• **Problem requirements**
Strip the pictures and reproduce the rest of the listing exactly.
— Start of Source material —
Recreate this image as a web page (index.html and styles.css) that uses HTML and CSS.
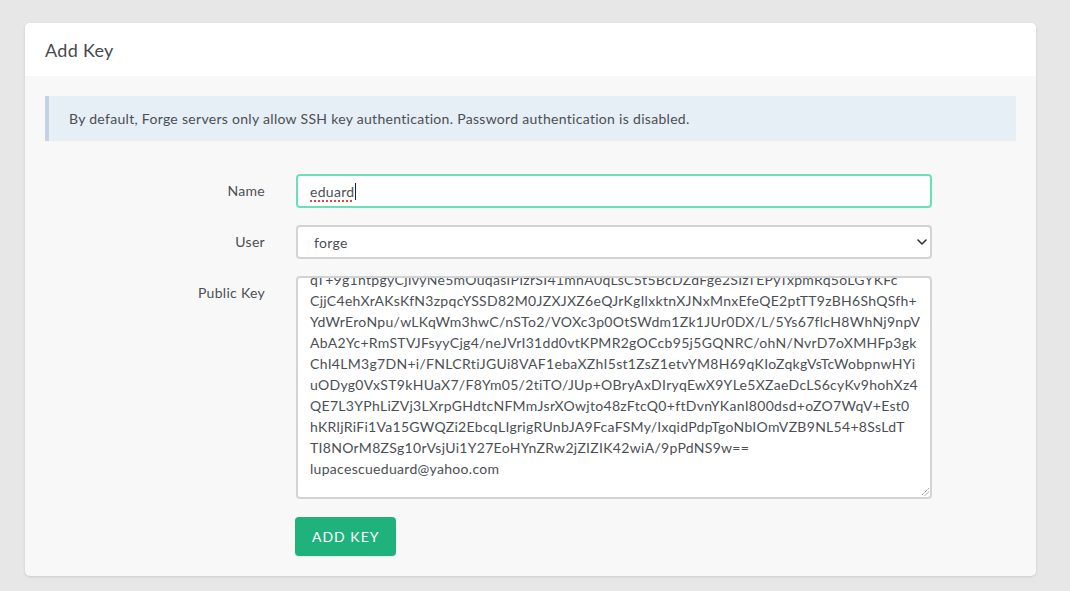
FILE: index.html
```html
<!DOCTYPE html>
<html lang="en">
<head>
<meta charset="utf-8">
<title>Add Key</title>
<link rel="stylesheet" href="styles.css">
</head>
<body>
<div class="card">
  <div class="card-header">Add Key</div>
  <div class="card-body">
    <div class="alert">By default, Forge servers only allow SSH key authentication. Password authentication is disabled.</div>
    <form class="form">
      <div class="form-row">
        <label class="form-label">Name</label>
        <div class="field field-focus"><span class="misspelled">eduard</span><span class="caret"></span></div>
      </div>
      <div class="form-row">
        <label class="form-label">User</label>
        <div class="select-wrap">
          <select class="field select"><option>forge</option><option>root</option></select>
          <svg class="chevron" width="10" height="6" viewBox="0 0 10 6"><path d="M1 1 L5 5 L9 1" fill="none" stroke="#333" stroke-width="1.6" stroke-linecap="round" stroke-linejoin="round"/></svg>
        </div>
      </div>
      <div class="form-row">
        <label class="form-label">Public Key</label>
        <div class="key-box">
          <div class="key-text">ssh-rsa AAAAB3NzaC1yc2EAAAADAQABAAACAQDmX4rL1Fq0b8Uo2vX
qT+9g1ntpgyCjIvyNe5mOuqasIPIzrSI41mnA0qLsC5t5BcDZdFge2SIzTEPyTxpmRq5oLGYKFc
CjjC4ehXrAKsKfN3zpqcYSSD82M0JZXJXZ6eQJrKgIlxktnXJNxMnxEfeQE2ptTT9zBH6ShQSfh+
YdWrEroNpu/wLKqWm3hwC/nSTo2/VOXc3p0OtSWdm1Zk1JUr0DX/L/5Ys67flcH8WhNj9npV
AbA2Yc+RmSTVJFsyyCjg4/neJVrI31dd0vtKPMR2gOCcb95j5GQNRC/ohN/NvrD7oXMHFp3gk
ChI4LM3g7DN+i/FNLCRtiJGUi8VAF1ebaXZhI5st1ZsZ1etvYM8H69qKIoZqkgVsTcWobpnwHYi
uODyg0VxST9kHUaX7/F8Ym05/2tiTO/JUp+OBryAxDIryqEwX9YLe5XZaeDcLS6cyKv9hohXz4
QE7L3YPhLiZVj3LXrpGHdtcNFMmJsrXOwjto48zFtcQ0+ftDvnYKanI800dsd+oZO7WqV+Est0
hKRljRiFi1Va15GWQZi2EbcqLIgrigRUnbJA9FcaFSMy/IxqidPdpTgoNbIOmVZB9NL54+8SsLdT
TI8NOrM8ZSg10rVsjUi1Y27EoHYnZRw2jZIZIK42wiA/9pPdNS9w==
lupacescueduard@yahoo.com</div>
          <svg class="resizer" width="9" height="9" viewBox="0 0 9 9"><path d="M8.5 1.5 L1.5 8.5 M8.5 5 L5 8.5" stroke="#555" stroke-width="1" stroke-dasharray="1 1"/></svg>
        </div>
      </div>
      <div class="form-row form-actions">
        <span></span>
        <div><button type="button" class="btn">Add Key</button></div>
      </div>
    </form>
  </div>
</div>
</body>
</html>
```
FILE: styles.css
```css
* { box-sizing: border-box; }
html, body { margin: 0; }
body {
  background: #e7e7e7;
  font-family: Lato, "Noto Sans", sans-serif;
  letter-spacing: 0.3px;
  color: #4b4f54;
  padding: 23px 34px 14px 25px;
}
.card {
  background: #f8f8f8;
  border-radius: 5px;
  box-shadow: 0 1px 3px rgba(0,0,0,0.12);
  overflow: hidden;
}
.card-header {
  background: #fff;
  height: 53px;
  padding: 0 20px;
  display: flex;
  align-items: center;
  font-size: 18px;
  color: #464a4f;
}
.card-body {
  padding: 20px 20px 20px;
}
.alert {
  background: #e6eef6;
  border-left: 4px solid #c3d3e3;
  padding: 12px 20px;
  font-size: 14px;
  line-height: 21px;
  color: #4b4f54;
  margin-bottom: 33px;
}
.form { display: flex; flex-direction: column; gap: 17px; }
.form-row {
  display: grid;
  grid-template-columns: 220px 636px;
  column-gap: 31px;
  align-items: start;
}
.form-actions { margin-top: 1px; }
.form-label {
  text-align: right;
  font-size: 14px;
  line-height: 20px;
  padding-top: 7px;
  color: #4b4f54;
}
.field {
  width: 100%;
  height: 34px;
  border: 2px solid #d3d3d3;
  border-radius: 4px;
  background: #fff;
  font-family: inherit;
  letter-spacing: inherit;
  font-size: 14px;
  color: #4b4f54;
  padding: 0 12px;
  display: flex;
  align-items: center;
}
.field-focus { border-color: #6ae0b8; }
.misspelled {
  text-decoration: underline dotted #e0483e;
  text-decoration-thickness: 1.5px;
  text-underline-offset: 4px;
}
.caret {
  display: inline-block;
  width: 1px;
  height: 17px;
  background: #222;
  margin-left: 1px;
}
.select-wrap { position: relative; }
.select {
  appearance: none;
  -webkit-appearance: none;
  padding-left: 16px;
}
.chevron {
  position: absolute;
  right: 5px;
  top: 14px;
}
.key-box {
  position: relative;
  height: 223px;
  border: 2px solid #d3d3d3;
  border-radius: 4px;
  background: #fff;
  overflow: hidden;
  display: flex;
  flex-direction: column;
  justify-content: flex-end;
  padding: 6px 12px 18px;
}
.key-text {
  white-space: pre;
  font-size: 14px;
  line-height: 21px;
  color: #4b4f54;
}
.resizer {
  position: absolute;
  right: 1px;
  bottom: 1px;
}
.btn {
  background: #1fb27c;
  color: #fff;
  border: none;
  border-radius: 4px;
  height: 39px;
  padding: 0 17px;
  font-family: inherit;
  font-size: 14px;
  letter-spacing: 1px;
  text-transform: uppercase;
  margin-left: -1px;
  box-shadow: 0 1px 2px rgba(0,0,0,0.08);
}
```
— End of Source material —
• **Written answer**
Recreate this image as a web page (index.html and styles.css) that uses HTML and CSS.
FILE: index.html
```html
<!DOCTYPE html>
<html lang="en">
<head>
<meta charset="utf-8">
<title>Add Key</title>
<link rel="stylesheet" href="styles.css">
</head>
<body>
<div class="card">
  <div class="card-header">Add Key</div>
  <div class="card-body">
    <div class="alert">By default, Forge servers only allow SSH key authentication. Password authentication is disabled.</div>
    <form class="form">
      <div class="form-row">
        <label class="form-label">Name</label>
        <div class="field field-focus"><span class="misspelled">eduard</span><span class="caret"></span></div>
      </div>
      <div class="form-row">
        <label class="form-label">User</label>
        <div class="select-wrap">
          <select class="field select"><option>forge</option><option>root</option></select>
          <svg class="chevron" width="10" height="6" viewBox="0 0 10 6"><path d="M1 1 L5 5 L9 1" fill="none" stroke="#333" stroke-width="1.6" stroke-linecap="round" stroke-linejoin="round"/></svg>
        </div>
      </div>
      <div class="form-row">
        <label class="form-label">Public Key</label>
        <div class="key-box">
          <div class="key-text">ssh-rsa AAAAB3NzaC1yc2EAAAADAQABAAACAQDmX4rL1Fq0b8Uo2vX
qT+9g1ntpgyCjIvyNe5mOuqasIPIzrSI41mnA0qLsC5t5BcDZdFge2SIzTEPyTxpmRq5oLGYKFc
CjjC4ehXrAKsKfN3zpqcYSSD82M0JZXJXZ6eQJrKgIlxktnXJNxMnxEfeQE2ptTT9zBH6ShQSfh+
YdWrEroNpu/wLKqWm3hwC/nSTo2/VOXc3p0OtSWdm1Zk1JUr0DX/L/5Ys67flcH8WhNj9npV
AbA2Yc+RmSTVJFsyyCjg4/neJVrI31dd0vtKPMR2gOCcb95j5GQNRC/ohN/NvrD7oXMHFp3gk
ChI4LM3g7DN+i/FNLCRtiJGUi8VAF1ebaXZhI5st1ZsZ1etvYM8H69qKIoZqkgVsTcWobpnwHYi
uODyg0VxST9kHUaX7/F8Ym05/2tiTO/JUp+OBryAxDIryqEwX9YLe5XZaeDcLS6cyKv9hohXz4
QE7L3YPhLiZVj3LXrpGHdtcNFMmJsrXOwjto48zFtcQ0+ftDvnYKanI800dsd+oZO7WqV+Est0
hKRljRiFi1Va15GWQZi2EbcqLIgrigRUnbJA9FcaFSMy/IxqidPdpTgoNbIOmVZB9NL54+8SsLdT
TI8NOrM8ZSg10rVsjUi1Y27EoHYnZRw2jZIZIK42wiA/9pPdNS9w==
lupacescueduard@yahoo.com</div>
          <svg class="resizer" width="9" height="9" viewBox="0 0 9 9"><path d="M8.5 1.5 L1.5 8.5 M8.5 5 L5 8.5" stroke="#555" stroke-width="1" stroke-dasharray="1 1"/></svg>
        </div>
      </div>
      <div class="form-row form-actions">
        <span></span>
        <div><button type="button" class="btn">Add Key</button></div>
      </div>
    </form>
  </div>
</div>
</body>
</html>
```
FILE: styles.css
```css
* { box-sizing: border-box; }
html, body { margin: 0; }
body {
  background: #e7e7e7;
  font-family: Lato, "Noto Sans", sans-serif;
  letter-spacing: 0.3px;
  color: #4b4f54;
  padding: 23px 34px 14px 25px;
}
.card {
  background: #f8f8f8;
  border-radius: 5px;
  box-shadow: 0 1px 3px rgba(0,0,0,0.12);
  overflow: hidden;
}
.card-header {
  background: #fff;
  height: 53px;
  padding: 0 20px;
  display: flex;
  align-items: center;
  font-size: 18px;
  color: #464a4f;
}
.card-body {
  padding: 20px 20px 20px;
}
.alert {
  background: #e6eef6;
  border-left: 4px solid #c3d3e3;
  padding: 12px 20px;
  font-size: 14px;
  line-height: 21px;
  color: #4b4f54;
  margin-bottom: 33px;
}
.form { display: flex; flex-direction: column; gap: 17px; }
.form-row {
  display: grid;
  grid-template-columns: 220px 636px;
  column-gap: 31px;
  align-items: start;
}
.form-actions { margin-top: 1px; }
.form-label {
  text-align: right;
  font-size: 14px;
  line-height: 20px;
  padding-top: 7px;
  color: #4b4f54;
}
.field {
  width: 100%;
  height: 34px;
  border: 2px solid #d3d3d3;
  border-radius: 4px;
  background: #fff;
  font-family: inherit;
  letter-spacing: inherit;
  font-size: 14px;
  color: #4b4f54;
  padding: 0 12px;
  display: flex;
  align-items: center;
}
.field-focus { border-color: #6ae0b8; }
.misspelled {
  text-decoration: underline dotted #e0483e;
  text-decoration-thickness: 1.5px;
  text-underline-offset: 4px;
}
.caret {
  display: inline-block;
  width: 1px;
  height: 17px;
  background: #222;
  margin-left: 1px;
}
.select-wrap { position: relative; }
.select {
  appearance: none;
  -webkit-appearance: none;
  padding-left: 16px;
}
.chevron {
  position: absolute;
  right: 5px;
  top: 14px;
}
.key-box {
  position: relative;
  height: 223px;
  border: 2px solid #d3d3d3;
  border-radius: 4px;
  background: #fff;
  overflow: hidden;
  display: flex;
  flex-direction: column;
  justify-content: flex-end;
  padding: 6px 12px 18px;
}
.key-text {
  white-space: pre;
  font-size: 14px;
  line-height: 21px;
  color: #4b4f54;
}
.resizer {
  position: absolute;
  right: 1px;
  bottom: 1px;
}
.btn {
  background: #1fb27c;
  color: #fff;
  border: none;
  border-radius: 4px;
  height: 39px;
  padding: 0 17px;
  font-family: inherit;
  font-size: 14px;
  letter-spacing: 1px;
  text-transform: uppercase;
  margin-left: -1px;
  box-shadow: 0 1px 2px rgba(0,0,0,0.08);
}
```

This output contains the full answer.